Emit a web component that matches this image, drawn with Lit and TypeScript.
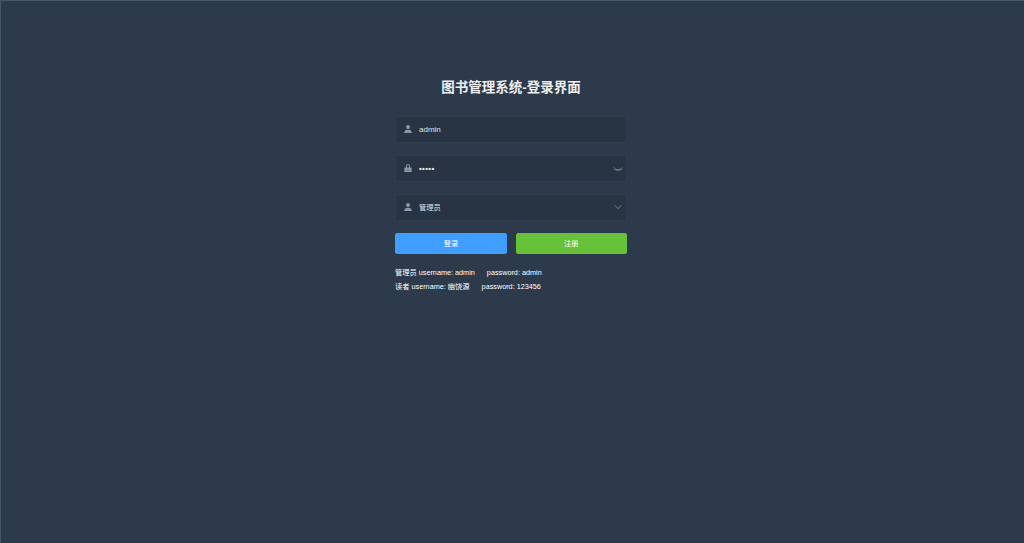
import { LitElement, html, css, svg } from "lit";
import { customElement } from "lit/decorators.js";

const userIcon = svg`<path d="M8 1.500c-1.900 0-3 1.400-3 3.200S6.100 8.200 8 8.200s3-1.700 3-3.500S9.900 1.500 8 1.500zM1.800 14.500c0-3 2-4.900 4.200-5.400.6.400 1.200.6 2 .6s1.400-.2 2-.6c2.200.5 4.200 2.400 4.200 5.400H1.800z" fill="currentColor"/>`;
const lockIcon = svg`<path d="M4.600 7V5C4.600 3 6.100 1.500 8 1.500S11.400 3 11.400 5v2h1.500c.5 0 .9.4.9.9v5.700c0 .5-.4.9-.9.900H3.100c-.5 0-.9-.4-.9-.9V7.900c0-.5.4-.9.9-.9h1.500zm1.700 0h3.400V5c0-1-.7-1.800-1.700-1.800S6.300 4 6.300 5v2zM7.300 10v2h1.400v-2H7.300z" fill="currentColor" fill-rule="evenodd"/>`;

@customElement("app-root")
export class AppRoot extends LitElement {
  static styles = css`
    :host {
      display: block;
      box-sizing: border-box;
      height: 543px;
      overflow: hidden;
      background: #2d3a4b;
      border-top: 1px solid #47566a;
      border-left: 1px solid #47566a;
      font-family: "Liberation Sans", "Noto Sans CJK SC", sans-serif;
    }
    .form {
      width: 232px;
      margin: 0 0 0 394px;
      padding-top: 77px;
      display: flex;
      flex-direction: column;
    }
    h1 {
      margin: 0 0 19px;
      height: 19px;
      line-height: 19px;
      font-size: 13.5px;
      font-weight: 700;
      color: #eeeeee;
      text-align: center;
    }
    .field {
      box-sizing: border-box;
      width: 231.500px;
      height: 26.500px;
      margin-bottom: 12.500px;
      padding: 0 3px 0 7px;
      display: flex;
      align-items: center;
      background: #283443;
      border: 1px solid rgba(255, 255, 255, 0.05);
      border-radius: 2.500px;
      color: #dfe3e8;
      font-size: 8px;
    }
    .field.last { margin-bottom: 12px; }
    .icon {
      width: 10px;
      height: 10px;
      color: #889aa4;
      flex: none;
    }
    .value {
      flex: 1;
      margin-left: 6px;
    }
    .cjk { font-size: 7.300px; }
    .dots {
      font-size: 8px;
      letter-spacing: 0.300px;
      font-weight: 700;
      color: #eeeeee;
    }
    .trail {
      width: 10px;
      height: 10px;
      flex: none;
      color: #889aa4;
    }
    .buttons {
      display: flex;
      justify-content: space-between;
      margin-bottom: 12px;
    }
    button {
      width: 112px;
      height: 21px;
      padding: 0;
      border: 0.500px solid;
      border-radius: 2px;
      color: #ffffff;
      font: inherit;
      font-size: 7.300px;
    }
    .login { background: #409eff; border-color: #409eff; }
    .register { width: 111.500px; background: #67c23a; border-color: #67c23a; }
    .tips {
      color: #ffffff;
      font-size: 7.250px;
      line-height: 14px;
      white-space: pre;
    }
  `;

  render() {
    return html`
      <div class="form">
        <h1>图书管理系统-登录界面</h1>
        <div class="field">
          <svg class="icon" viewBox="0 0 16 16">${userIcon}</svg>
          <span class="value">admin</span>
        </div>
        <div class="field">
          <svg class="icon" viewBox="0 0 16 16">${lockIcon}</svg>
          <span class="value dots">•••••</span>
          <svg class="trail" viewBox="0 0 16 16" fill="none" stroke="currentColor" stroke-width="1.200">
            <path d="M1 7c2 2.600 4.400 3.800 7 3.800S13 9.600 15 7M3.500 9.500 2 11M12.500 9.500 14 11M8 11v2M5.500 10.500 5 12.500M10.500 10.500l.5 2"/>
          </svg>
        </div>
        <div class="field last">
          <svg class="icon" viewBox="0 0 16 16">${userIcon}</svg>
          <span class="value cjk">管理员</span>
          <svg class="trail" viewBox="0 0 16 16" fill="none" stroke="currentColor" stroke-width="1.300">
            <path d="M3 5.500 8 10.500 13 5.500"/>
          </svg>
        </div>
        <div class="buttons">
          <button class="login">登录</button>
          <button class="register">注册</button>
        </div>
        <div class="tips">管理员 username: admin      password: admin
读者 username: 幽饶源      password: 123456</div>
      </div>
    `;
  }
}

Prompt » Leave out the pictures and give the listing above again exactly.

Written solution »
Emit a web component that matches this image, drawn with Lit and TypeScript.
import { LitElement, html, css, svg } from "lit";
import { customElement } from "lit/decorators.js";

const userIcon = svg`<path d="M8 1.500c-1.900 0-3 1.400-3 3.200S6.100 8.200 8 8.200s3-1.700 3-3.500S9.900 1.500 8 1.500zM1.800 14.500c0-3 2-4.900 4.200-5.400.6.400 1.200.6 2 .6s1.400-.2 2-.6c2.200.5 4.200 2.400 4.200 5.400H1.800z" fill="currentColor"/>`;
const lockIcon = svg`<path d="M4.600 7V5C4.600 3 6.100 1.500 8 1.500S11.400 3 11.400 5v2h1.500c.5 0 .9.4.9.9v5.700c0 .5-.4.9-.9.900H3.100c-.5 0-.9-.4-.9-.9V7.900c0-.5.4-.9.9-.9h1.500zm1.700 0h3.400V5c0-1-.7-1.800-1.700-1.800S6.300 4 6.300 5v2zM7.300 10v2h1.400v-2H7.300z" fill="currentColor" fill-rule="evenodd"/>`;

@customElement("app-root")
export class AppRoot extends LitElement {
  static styles = css`
    :host {
      display: block;
      box-sizing: border-box;
      height: 543px;
      overflow: hidden;
      background: #2d3a4b;
      border-top: 1px solid #47566a;
      border-left: 1px solid #47566a;
      font-family: "Liberation Sans", "Noto Sans CJK SC", sans-serif;
    }
    .form {
      width: 232px;
      margin: 0 0 0 394px;
      padding-top: 77px;
      display: flex;
      flex-direction: column;
    }
    h1 {
      margin: 0 0 19px;
      height: 19px;
      line-height: 19px;
      font-size: 13.5px;
      font-weight: 700;
      color: #eeeeee;
      text-align: center;
    }
    .field {
      box-sizing: border-box;
      width: 231.500px;
      height: 26.500px;
      margin-bottom: 12.500px;
      padding: 0 3px 0 7px;
      display: flex;
      align-items: center;
      background: #283443;
      border: 1px solid rgba(255, 255, 255, 0.05);
      border-radius: 2.500px;
      color: #dfe3e8;
      font-size: 8px;
    }
    .field.last { margin-bottom: 12px; }
    .icon {
      width: 10px;
      height: 10px;
      color: #889aa4;
      flex: none;
    }
    .value {
      flex: 1;
      margin-left: 6px;
    }
    .cjk { font-size: 7.300px; }
    .dots {
      font-size: 8px;
      letter-spacing: 0.300px;
      font-weight: 700;
      color: #eeeeee;
    }
    .trail {
      width: 10px;
      height: 10px;
      flex: none;
      color: #889aa4;
    }
    .buttons {
      display: flex;
      justify-content: space-between;
      margin-bottom: 12px;
    }
    button {
      width: 112px;
      height: 21px;
      padding: 0;
      border: 0.500px solid;
      border-radius: 2px;
      color: #ffffff;
      font: inherit;
      font-size: 7.300px;
    }
    .login { background: #409eff; border-color: #409eff; }
    .register { width: 111.500px; background: #67c23a; border-color: #67c23a; }
    .tips {
      color: #ffffff;
      font-size: 7.250px;
      line-height: 14px;
      white-space: pre;
    }
  `;

  render() {
    return html`
      <div class="form">
        <h1>图书管理系统-登录界面</h1>
        <div class="field">
          <svg class="icon" viewBox="0 0 16 16">${userIcon}</svg>
          <span class="value">admin</span>
        </div>
        <div class="field">
          <svg class="icon" viewBox="0 0 16 16">${lockIcon}</svg>
          <span class="value dots">•••••</span>
          <svg class="trail" viewBox="0 0 16 16" fill="none" stroke="currentColor" stroke-width="1.200">
            <path d="M1 7c2 2.600 4.400 3.800 7 3.800S13 9.600 15 7M3.500 9.500 2 11M12.500 9.500 14 11M8 11v2M5.500 10.500 5 12.500M10.500 10.500l.5 2"/>
          </svg>
        </div>
        <div class="field last">
          <svg class="icon" viewBox="0 0 16 16">${userIcon}</svg>
          <span class="value cjk">管理员</span>
          <svg class="trail" viewBox="0 0 16 16" fill="none" stroke="currentColor" stroke-width="1.300">
            <path d="M3 5.500 8 10.500 13 5.500"/>
          </svg>
        </div>
        <div class="buttons">
          <button class="login">登录</button>
          <button class="register">注册</button>
        </div>
        <div class="tips">管理员 username: admin      password: admin
读者 username: 幽饶源      password: 123456</div>
      </div>
    `;
  }
}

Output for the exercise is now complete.